President Obama on Tuesday asked Congress to consider the administration's plan to close the Guantanamo Bay detention facility, arguing that it's about "closing a chapter in our history."
"I am very clear-eyed about the hurdles to finally closing Guantanamo. The politics of this are tough. If it were easy, it would have happened years ago," Mr. Obama said. "But given the stakes involved for our security this plan deserves fair hearing. Even in an election year we should be able to have an open, honest good faith dialogue about how to ensure our national security."
"Let us do what is right for America," he added.
On Tuesday, the Pentagon formally submitted a plan to Congress to close the detention facility by continuing to transfer approved detainees abroad and moving the remainder to a facility in the United States -- a concept that faced stiff opposition in Congress even before the White House released made it public.
The plan contains four central components: Continue to transfer abroad those detainees who have already been approved for release; speed up the process of reviewing the remaining detainees to determine whether they must remain detained indefinitely; identify and improve legal tools to deal with the detainees who cannot be released; and work with Congress to find a location in the U.S. to house the remaining detainees who cannot be released because they pose an imminent threat to the U.S.
"I think a lot of the American public are worried about terrorism and in their mind the notion of having terrorists held in the United States rather than in some distant place can be scary.
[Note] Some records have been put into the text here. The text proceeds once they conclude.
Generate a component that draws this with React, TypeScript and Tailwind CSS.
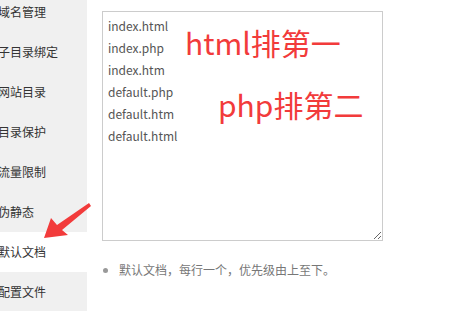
const menu = ["域名管理", "子目录绑定", "网站目录", "目录保护", "流量限制", "伪静态", "默认文档", "配置文件"];

const files = ["index.html", "index.php", "index.htm", "default.php", "default.htm", "default.html"].join("\n");

const font = { fontFamily: '"Microsoft YaHei", "Noto Sans CJK SC", sans-serif' };

export default function App() {
  return (
    <div className="relative flex h-[311px] w-[472px] overflow-hidden bg-white" style={font}>
      {/* sidebar */}
      <div className="w-[87px] shrink-0 bg-[#f0f0f0]">
        <div className="-mt-[8px] flex flex-col">
          {menu.map((m) => (
            <div
              key={m}
              className={
                "flex h-[40px] items-center pl-[0px] text-[12px] text-[#333] " +
                (m === "默认文档" ? "bg-white" : "")
              }
            >
              <span className="-ml-[2px] whitespace-nowrap">{m}</span>
            </div>
          ))}
        </div>
      </div>

      {/* content */}
      <div className="flex flex-col pl-[15px] pt-[11px]">
        <textarea
          readOnly
          value={files}
          className="h-[230px] w-[281px] resize border border-[#ccc] px-[5px] pt-[3px] text-[12px] leading-[22px] text-[#555] outline-none"
          style={font}
        />
        <ul className="mt-[20px] list-disc pl-[17px] text-[12px] text-[#777] marker:text-[#999]">
          <li>默认文档，每行一个，优先级由上至下。</li>
        </ul>
      </div>

      {/* annotations */}
      <div className="absolute left-[185px] top-[22px] text-[30px] leading-[40px] text-[#f23b3b]">html排第一</div>
      <div className="absolute left-[218px] top-[84px] text-[30px] leading-[40px] text-[#f23b3b]">php排第二</div>
      <svg className="absolute left-0 top-0" width="472" height="311" viewBox="0 0 472 311">
        <polygon points="44,238 51,218 57,225 89,203 91,206 62,230 68,235" fill="#f23b3b" />
      </svg>
    </div>
  );
}
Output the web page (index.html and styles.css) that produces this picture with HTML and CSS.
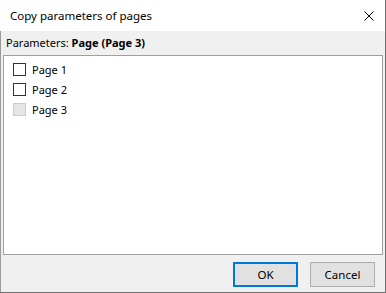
FILE: index.html
```html
<!DOCTYPE html>
<html lang="en">
<head>
  <meta charset="UTF-8">
  <title>Copy parameters of pages</title>
  <link rel="stylesheet" href="styles.css">
</head>
<body>
  <div class="dialog">
    <div class="titlebar">
      <span class="title">Copy parameters of pages</span>
      <span class="close">
        <svg width="10" height="10" viewBox="0 0 10 10">
          <path d="M0.5 0.5 L9.5 9.5 M9.5 0.5 L0.5 9.5" stroke="#000" stroke-width="1" fill="none"/>
        </svg>
      </span>
    </div>
    <div class="content">
      <div class="params">Parameters: <b>Page (Page 3)</b></div>
      <div class="list">
        <div class="item"><span class="check"></span>Page 1</div>
        <div class="item"><span class="check"></span>Page 2</div>
        <div class="item"><span class="check disabled"></span>Page 3</div>
      </div>
      <div class="buttons">
        <button class="btn default">OK</button>
        <button class="btn">Cancel</button>
      </div>
    </div>
  </div>
</body>
</html>
```

FILE: styles.css
```css
body {
  margin: 0;
  padding: 0;
  font-family: "Noto Sans", "Open Sans", sans-serif;
  font-size: 11px;
  color: #000;
  background-color: #fff;
}

.dialog {
  width: 386px;
  height: 293px;
  box-sizing: border-box;
  display: flex;
  flex-direction: column;
  border-right: 1px solid #707070;
  border-bottom: 1px solid #707070;
}

.titlebar {
  height: 31px;
  display: flex;
  align-items: center;
  justify-content: space-between;
  background-color: #fff;
  padding: 0 11px 0 10px;
}

.title {
  font-size: 11.5px;
}

.close {
  display: flex;
}

.content {
  flex: 1;
  background-color: #f0f0f0;
  border-left: 1px solid #9a9a9a;
  display: flex;
  flex-direction: column;
  padding: 0 2px 0 2px;
}

.params {
  height: 24px;
  line-height: 24px;
  padding-left: 3px;
}

.list {
  height: 200px;
  box-sizing: border-box;
  background-color: #fff;
  border: 1px solid #a0a0a0;
  padding: 3px 0 0 9px;
}

.item {
  height: 20px;
  display: flex;
  align-items: center;
}

.check {
  width: 13px;
  height: 13px;
  box-sizing: border-box;
  border: 1px solid #333;
  background-color: #fff;
  margin-right: 6px;
}

.check.disabled {
  border-color: #cccccc;
  background-color: #e6e6e6;
}

.buttons {
  display: flex;
  justify-content: flex-end;
  gap: 12px;
  padding: 7px 8px 0 0;
}

.btn {
  width: 65px;
  height: 25px;
  font-family: "Noto Sans", "Open Sans", sans-serif;
  font-size: 11.5px;
  background-color: #e1e1e1;
  border: 1px solid #adadad;
  padding: 0;
  color: #000;
}

.btn.default {
  border: 2px solid #0078d7;
}
```
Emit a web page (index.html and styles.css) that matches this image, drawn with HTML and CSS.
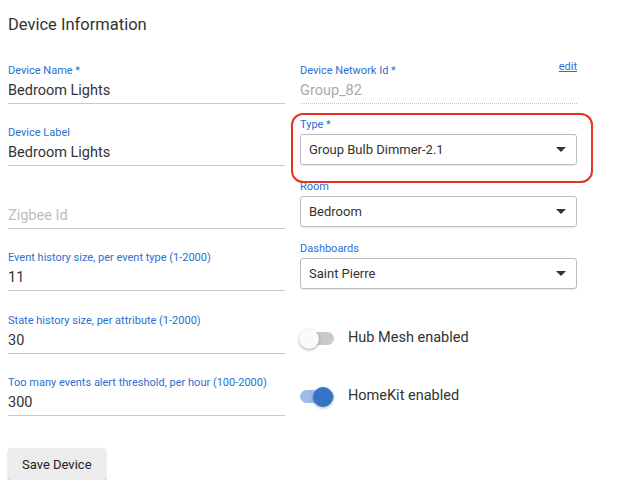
FILE: index.html
```html
<!DOCTYPE html>
<html lang="en">
<head>
  <meta charset="UTF-8">
  <title>Device Information</title>
  <link rel="stylesheet" href="styles.css">
</head>
<body>
  <div class="page">
    <h2>Device Information</h2>

    <div class="form-grid">
      <div class="col">
        <div class="field">
          <label for="name">Device Name *</label>
          <input type="text" id="name" value="Bedroom Lights">
        </div>
        <div class="field">
          <label for="label">Device Label</label>
          <input type="text" id="label" value="Bedroom Lights">
        </div>
        <div class="field">
          <label for="zigbee"></label>
          <input type="text" id="zigbee" placeholder="Zigbee Id">
        </div>
        <div class="field">
          <label for="events">Event history size, per event type (1-2000)</label>
          <input type="text" id="events" value="11">
        </div>
        <div class="field">
          <label for="states">State history size, per attribute (1-2000)</label>
          <input type="text" id="states" value="30">
        </div>
        <div class="field">
          <label for="alert">Too many events alert threshold, per hour (100-2000)</label>
          <input type="text" id="alert" value="300">
        </div>
      </div>

      <div class="col">
        <div class="field disabled">
          <div class="label-row">
            <label for="dni">Device Network Id *</label>
            <a href="#" class="edit">edit</a>
          </div>
          <input type="text" id="dni" value="Group_82" readonly>
        </div>

        <div class="field select-field highlighted">
          <label>Type *</label>
          <div class="select"><span>Group Bulb Dimmer-2.1</span><i class="arrow"></i></div>
          <div class="highlight"></div>
        </div>
        <div class="field select-field">
          <label>Room</label>
          <div class="select"><span>Bedroom</span><i class="arrow"></i></div>
        </div>
        <div class="field select-field">
          <label>Dashboards</label>
          <div class="select"><span>Saint Pierre</span><i class="arrow"></i></div>
        </div>

        <div class="toggle toggle-first">
          <span class="switch"><span class="track"></span><span class="thumb"></span></span>
          <span class="toggle-text">Hub Mesh enabled</span>
        </div>
        <div class="toggle">
          <span class="switch on"><span class="track"></span><span class="thumb"></span></span>
          <span class="toggle-text">HomeKit enabled</span>
        </div>
      </div>
    </div>

    <button class="save">Save Device</button>
  </div>
</body>
</html>
```

FILE: styles.css
```css
body {
  margin: 0;
  font-family: Roboto, "Liberation Sans", Arial, sans-serif;
  background: #fff;
  color: #333;
}

.page {
  padding: 0 8px;
}

h2 {
  margin: 13px 0 26px;
  font-size: 16.5px;
  font-weight: 400;
  line-height: 24px;
  color: #333;
}

.form-grid {
  display: grid;
  grid-template-columns: 277px 277px;
  column-gap: 15px;
  align-items: start;
}

.col {
  display: flex;
  flex-direction: column;
}

.field {
  display: flex;
  flex-direction: column;
}

.col:first-child .field + .field {
  margin-top: 21px;
}

/* the rows in the left column are 62-63px apart, not a round number */
.col:first-child .field:nth-child(odd) {
  margin-top: 22px;
}

.col:first-child .field:first-child {
  margin-top: 0;
}

label {
  display: block;
  height: 16px;
  font-size: 11px;
  line-height: 16px;
  color: #2a6fcf;
}

input {
  height: 24px;
  padding: 0;
  margin: 0;
  border: none;
  border-bottom: 1px solid #c8c8c8;
  font: inherit;
  font-size: 14.5px;
  line-height: 24px;
  color: #333;
  outline: none;
  background: transparent;
}

input::placeholder {
  color: #bdbdbd;
}

.disabled input {
  color: #aaa;
  border-bottom: 1px dotted #c4c4c4;
}

.label-row {
  display: flex;
  justify-content: space-between;
  align-items: flex-start;
}

.edit {
  margin-top: -4px;
  font-size: 11px;
  line-height: 16px;
  color: #2a6fcf;
}

.select-field {
  margin-top: 13px;
}

.select-field + .select-field {
  margin-top: 14px;
}

.select-field label {
  margin-bottom: 1px;
}

.select {
  display: flex;
  align-items: center;
  justify-content: space-between;
  box-sizing: border-box;
  height: 31px;
  padding: 0 10px 0 8px;
  border: 1px solid #bcbcbc;
  border-radius: 3px;
  box-shadow: 0 1px 1px rgba(0, 0, 0, 0.08);
  font-size: 13px;
  color: #333;
}

.arrow {
  width: 0;
  height: 0;
  border-left: 5px solid transparent;
  border-right: 5px solid transparent;
  border-top: 5px solid #333;
}

.highlighted {
  position: relative;
}

.highlight {
  position: absolute;
  top: -4px;
  left: -9px;
  right: -16px;
  bottom: -18px;
  border: 2px solid #e5331f;
  border-radius: 12px;
  pointer-events: none;
}

.toggle {
  display: flex;
  align-items: center;
  height: 24px;
  margin-top: 34px;
}

.toggle-first {
  margin-top: 38px;
}

.switch {
  position: relative;
  width: 34px;
  height: 20px;
  flex-shrink: 0;
}

.track {
  position: absolute;
  top: 3px;
  left: 0;
  width: 34px;
  height: 13px;
  border-radius: 7px;
  background: #c9c9c9;
}

.thumb {
  position: absolute;
  top: 0;
  left: -1px;
  width: 20px;
  height: 20px;
  border-radius: 50%;
  background: #fafafa;
  box-shadow: 0 1px 3px rgba(0, 0, 0, 0.35);
}

.switch.on .track {
  background: #9dbce8;
}

.switch.on .thumb {
  left: 13px;
  background: #3573c8;
}

.toggle-text {
  margin-left: 14px;
  padding-bottom: 3px;
  font-size: 14.5px;
  color: #333;
}

.save {
  margin-top: 32px;
  height: 32px;
  padding: 0 14px;
  border: none;
  border-radius: 3px;
  background: #ececec;
  box-shadow: 0 2px 2px rgba(0, 0, 0, 0.22), 0 0 1px rgba(0, 0, 0, 0.12);
  font-family: inherit;
  font-size: 13px;
  color: #222;
  cursor: pointer;
}
```
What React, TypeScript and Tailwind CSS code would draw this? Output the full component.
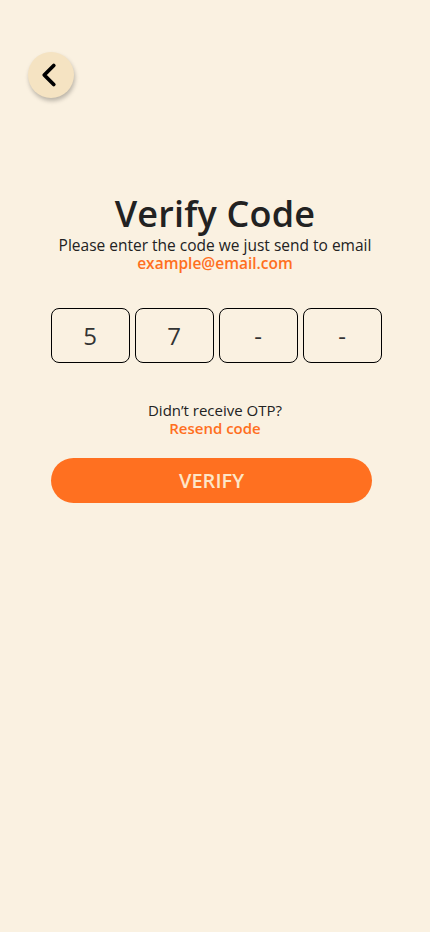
import { ChevronLeft } from "lucide-react";

const digits = ["5", "7", "-", "-"];

export default function App() {
  return (
    <div className="min-h-[932px] w-full bg-[#faf1e1] font-['Open_Sans',sans-serif] text-[#222]">
      <div className="px-7 pt-[52px]">
        <button className="flex h-[46px] w-[46px] items-center justify-center rounded-full bg-[#f5e3c2] shadow-[1px_3px_4px_rgba(0,0,0,0.25)]">
          <ChevronLeft size={38} strokeWidth={2.4} className="-ml-1 text-black" />
        </button>
      </div>

      <div className="mt-[96px] flex flex-col items-center">
        <h1 className="text-[36px] font-semibold leading-[40px] tracking-[0.2px]">Verify Code</h1>
        <p className="mt-[2px] text-[15.5px] leading-[18px]">
          Please enter the code we just send to email
        </p>
        <p className="text-[15.5px] font-semibold leading-[18px] text-[#ff6f1e]">
          example@email.com
        </p>
      </div>

      <div className="mt-[36px] flex justify-center gap-[5px] pl-[2px]">
        {digits.map((d, i) => (
          <div
            key={i}
            className="flex h-[55px] w-[79px] items-center justify-center rounded-[8px] border border-black text-[24px] text-[#333]"
          >
            {d}
          </div>
        ))}
      </div>

      <div className="mt-[38px] flex flex-col items-center text-[15px] leading-[18px]">
        <p>Didn’t receive OTP?</p>
        <button className="font-semibold text-[#ff6f1e]">Resend code</button>
      </div>

      <div className="mt-[21px] px-[51px]">
        <button className="h-[45px] w-[321px] rounded-full bg-[#ff7020] text-[20px] font-semibold text-[#fde6c8]">
          VERIFY
        </button>
      </div>
    </div>
  );
}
But part of my message to the American people is we're already holding a bunch of really dangerous terrorists in the United States because we threw the book at them and there have been no incidents. We've managed it just fine," Mr. Obama said Tuesday.
The president pledged to close the prison during his 2008 campaign for president and said last year that if he could go back to the start of his presidency, "I would've closed Guantanamo on the first day."
He has long argued that Guantanamo Bay is inconsistent with U.S. values, provides a valuable recruiting tool for terrorists, causes friction with U.S. allies and is a huge cost burden.
Senior administration officials who briefed reporters on the plan were optimistic that 35 of the 91 prisoners that remain there -- mostly Yemeni nationals -- could be transferred abroad in the next several months, CBS News State Department Correspondent Margaret Brennan reports. Fewer than 60 remaining prisoners would be transferred to the U.S., 46 of whom would be screened by the Periodic Review Board for potential release. Ten prisoners are already in the military commission process, and the administration plans to work with Congress to find a location in the U.S. to securely hold detainees who would be subject to military court trial.
The Defense Department estimates it will cost between $290 and $475 million to set up these facilities, up to $85 million less per year than keeping Guantanamo open.
When he spoke Tuesday, Mr. Obama noted that former President Bush wanted to close the facility, as did 2008 Republican presidential nominee John McCain. But he acknowledged that opposition to closing the prison remains high, in part because of "fears of the public that have been fanned oftentimes by misinformation."
Yet the president's statement was greeted almost immediately with a rejection from House Speaker Paul Ryan, R-Wisconsin.
"His proposal fails to provide critical details required by law, including the exact cost and location of an alternate detention facility," Ryan said in a statement. "Congress has left no room for confusion. It is against the law -- and it will stay against the law -- to transfer terrorist detainees to American soil. We will not jeopardize our national security over a campaign promise."
Last month, Congress passed a $607 billion defense policy bill that bars the president from transferring any of the remaining detainees to the U.S. Mr. Obama signed the bill, but he included a signing statement warning that, "Under certain circumstances, the provisions in this bill concerning detainee transfers would violate constitutional separation of powers principles."
The administration's plan purposefully does not identify a specific location to house the detainees and instead proposes working with Congress to find one. The Pentagon mentions 13 potential facilities in its proposal but surveyed even more than that.
In an interview Tuesday on WMAL Radio, House Armed Services Committee Chairman Rep. Mac Thornberry, R-Texas, said he was at least willing to hold a hearing on the president's plan.
But after the plan was released he said that would be "impossible" because the White House had withheld "critical details."
"Among the information missing is the proposed location for a new detention facility. More than seven years after he first ordered the detention center at GTMO closed, I find it telling that the White House has either failed to work out these important details or they know, but refuse to disclose them, to the American public. It suggests to me that the President is more interested in fulfilling a campaign promise at any cost, than in transparently addressing the risk associated with bringing terrorists to the United States," Thornberry said.
Additionally, Republican Sens. Richard Burr of North Carolina, Kelly Ayotte of New Hampshire, Tom Cotton of Arkansas and Marco Rubio of Florida -- who is also running for the Republican nomination -- introduced a bill Monday requiring the president to get congressional approval to modify, terminate, abandon or transfer the lease of the land that currently contains Naval Station Guantanamo Bay.